> PROVIDED DATA:
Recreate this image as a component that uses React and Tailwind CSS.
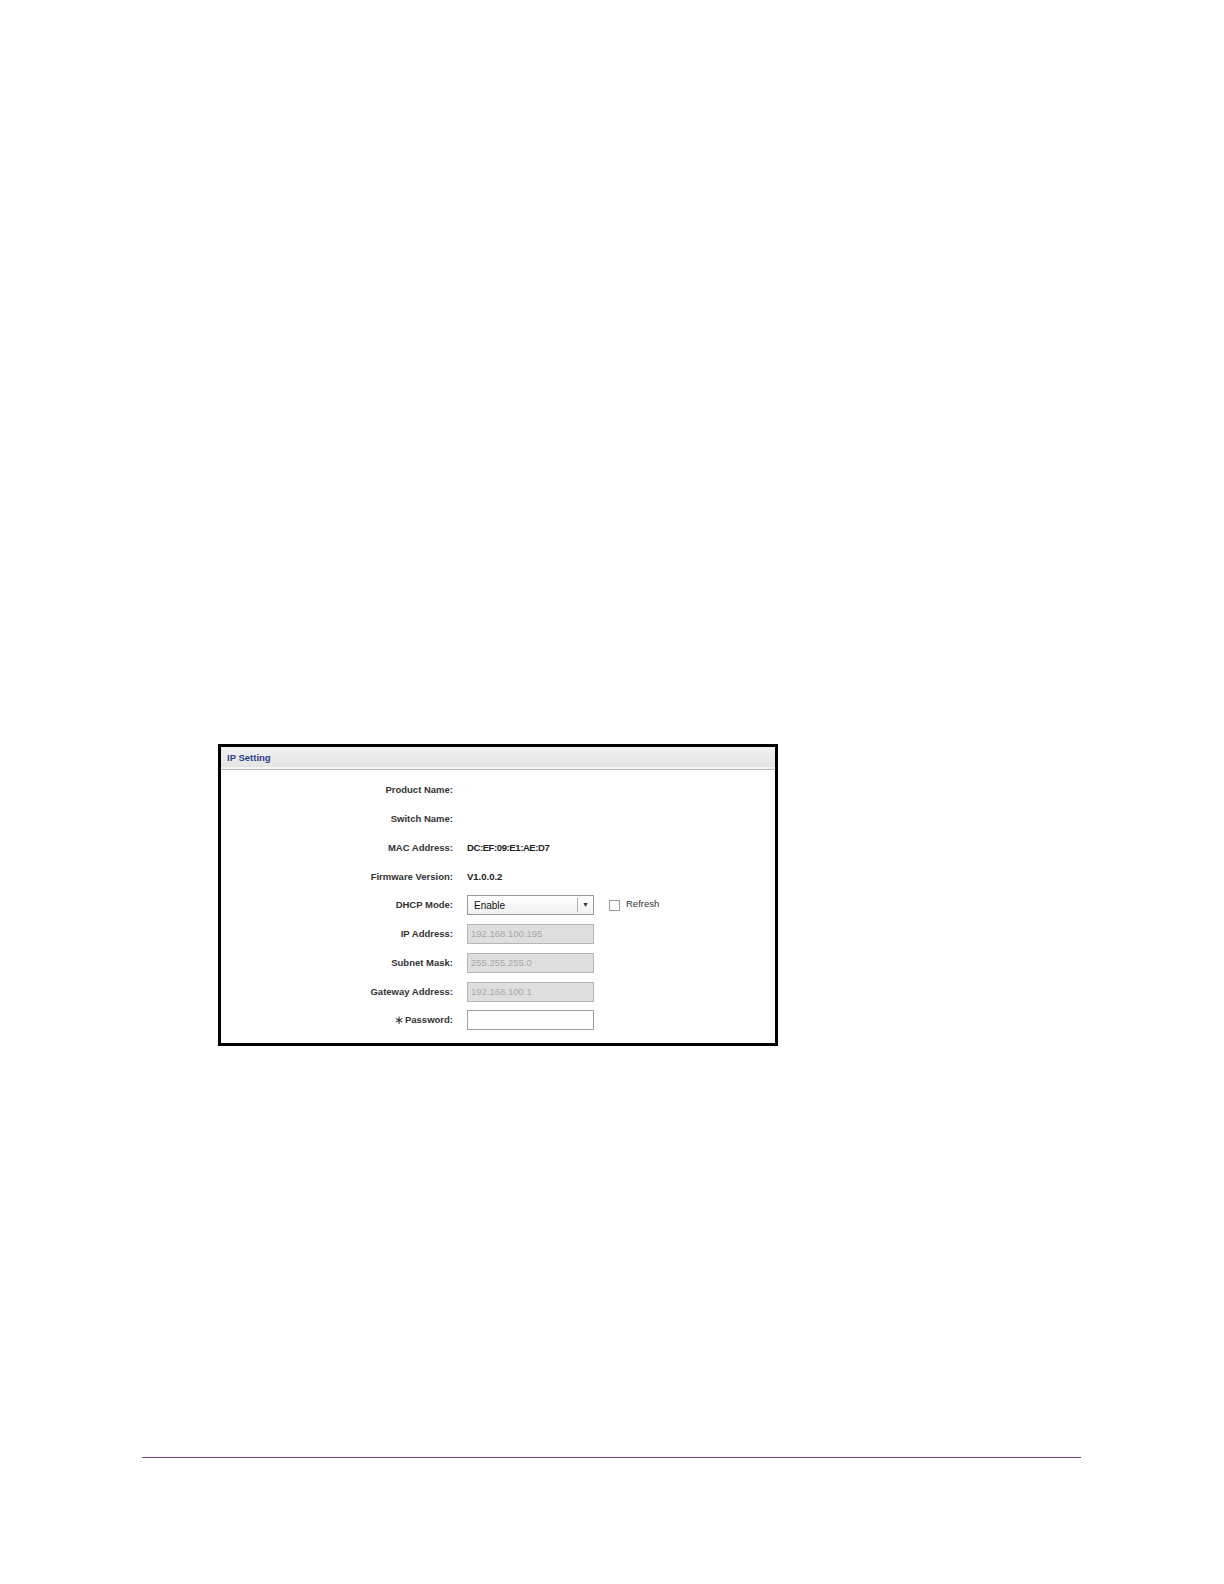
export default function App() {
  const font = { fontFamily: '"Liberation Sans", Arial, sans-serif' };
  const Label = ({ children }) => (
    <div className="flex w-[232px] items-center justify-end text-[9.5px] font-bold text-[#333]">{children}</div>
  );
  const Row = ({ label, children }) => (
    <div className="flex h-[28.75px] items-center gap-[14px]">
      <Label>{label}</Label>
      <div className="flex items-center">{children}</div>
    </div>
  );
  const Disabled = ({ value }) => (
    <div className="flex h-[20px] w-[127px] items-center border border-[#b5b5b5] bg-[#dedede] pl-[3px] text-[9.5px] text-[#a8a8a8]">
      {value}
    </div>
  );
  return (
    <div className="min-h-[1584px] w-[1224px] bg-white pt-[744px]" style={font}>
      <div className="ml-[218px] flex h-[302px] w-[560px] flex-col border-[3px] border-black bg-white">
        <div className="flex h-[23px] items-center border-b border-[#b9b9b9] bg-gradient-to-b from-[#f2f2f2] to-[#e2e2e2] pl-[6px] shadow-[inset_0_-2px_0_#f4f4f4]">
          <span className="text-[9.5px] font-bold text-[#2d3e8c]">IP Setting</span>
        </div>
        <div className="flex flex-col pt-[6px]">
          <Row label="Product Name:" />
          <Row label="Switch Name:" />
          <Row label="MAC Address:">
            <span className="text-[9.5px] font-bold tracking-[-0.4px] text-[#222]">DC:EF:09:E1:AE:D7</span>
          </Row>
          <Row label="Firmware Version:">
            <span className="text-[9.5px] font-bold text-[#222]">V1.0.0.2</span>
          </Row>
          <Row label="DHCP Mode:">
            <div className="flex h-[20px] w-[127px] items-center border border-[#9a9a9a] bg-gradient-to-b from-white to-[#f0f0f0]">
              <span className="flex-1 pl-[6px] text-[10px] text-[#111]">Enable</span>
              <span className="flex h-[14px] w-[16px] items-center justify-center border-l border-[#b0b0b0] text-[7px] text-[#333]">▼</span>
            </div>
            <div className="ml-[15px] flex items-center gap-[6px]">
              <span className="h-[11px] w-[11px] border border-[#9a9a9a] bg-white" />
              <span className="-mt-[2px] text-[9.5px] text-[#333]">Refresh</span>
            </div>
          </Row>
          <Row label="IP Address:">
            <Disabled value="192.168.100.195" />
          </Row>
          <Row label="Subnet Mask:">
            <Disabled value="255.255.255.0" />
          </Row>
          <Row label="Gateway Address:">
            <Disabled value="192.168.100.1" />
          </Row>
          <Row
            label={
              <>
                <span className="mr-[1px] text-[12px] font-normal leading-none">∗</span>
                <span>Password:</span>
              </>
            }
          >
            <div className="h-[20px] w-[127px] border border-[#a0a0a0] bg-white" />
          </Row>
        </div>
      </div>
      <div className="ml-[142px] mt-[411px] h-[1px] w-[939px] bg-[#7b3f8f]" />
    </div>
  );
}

> REQUIRED TASK: Word for word, quote the lines above. Omit the pictures.

> FINAL RESULT:
Recreate this image as a component that uses React and Tailwind CSS.
export default function App() {
  const font = { fontFamily: '"Liberation Sans", Arial, sans-serif' };
  const Label = ({ children }) => (
    <div className="flex w-[232px] items-center justify-end text-[9.5px] font-bold text-[#333]">{children}</div>
  );
  const Row = ({ label, children }) => (
    <div className="flex h-[28.75px] items-center gap-[14px]">
      <Label>{label}</Label>
      <div className="flex items-center">{children}</div>
    </div>
  );
  const Disabled = ({ value }) => (
    <div className="flex h-[20px] w-[127px] items-center border border-[#b5b5b5] bg-[#dedede] pl-[3px] text-[9.5px] text-[#a8a8a8]">
      {value}
    </div>
  );
  return (
    <div className="min-h-[1584px] w-[1224px] bg-white pt-[744px]" style={font}>
      <div className="ml-[218px] flex h-[302px] w-[560px] flex-col border-[3px] border-black bg-white">
        <div className="flex h-[23px] items-center border-b border-[#b9b9b9] bg-gradient-to-b from-[#f2f2f2] to-[#e2e2e2] pl-[6px] shadow-[inset_0_-2px_0_#f4f4f4]">
          <span className="text-[9.5px] font-bold text-[#2d3e8c]">IP Setting</span>
        </div>
        <div className="flex flex-col pt-[6px]">
          <Row label="Product Name:" />
          <Row label="Switch Name:" />
          <Row label="MAC Address:">
            <span className="text-[9.5px] font-bold tracking-[-0.4px] text-[#222]">DC:EF:09:E1:AE:D7</span>
          </Row>
          <Row label="Firmware Version:">
            <span className="text-[9.5px] font-bold text-[#222]">V1.0.0.2</span>
          </Row>
          <Row label="DHCP Mode:">
            <div className="flex h-[20px] w-[127px] items-center border border-[#9a9a9a] bg-gradient-to-b from-white to-[#f0f0f0]">
              <span className="flex-1 pl-[6px] text-[10px] text-[#111]">Enable</span>
              <span className="flex h-[14px] w-[16px] items-center justify-center border-l border-[#b0b0b0] text-[7px] text-[#333]">▼</span>
            </div>
            <div className="ml-[15px] flex items-center gap-[6px]">
              <span className="h-[11px] w-[11px] border border-[#9a9a9a] bg-white" />
              <span className="-mt-[2px] text-[9.5px] text-[#333]">Refresh</span>
            </div>
          </Row>
          <Row label="IP Address:">
            <Disabled value="192.168.100.195" />
          </Row>
          <Row label="Subnet Mask:">
            <Disabled value="255.255.255.0" />
          </Row>
          <Row label="Gateway Address:">
            <Disabled value="192.168.100.1" />
          </Row>
          <Row
            label={
              <>
                <span className="mr-[1px] text-[12px] font-normal leading-none">∗</span>
                <span>Password:</span>
              </>
            }
          >
            <div className="h-[20px] w-[127px] border border-[#a0a0a0] bg-white" />
          </Row>
        </div>
      </div>
      <div className="ml-[142px] mt-[411px] h-[1px] w-[939px] bg-[#7b3f8f]" />
    </div>
  );
}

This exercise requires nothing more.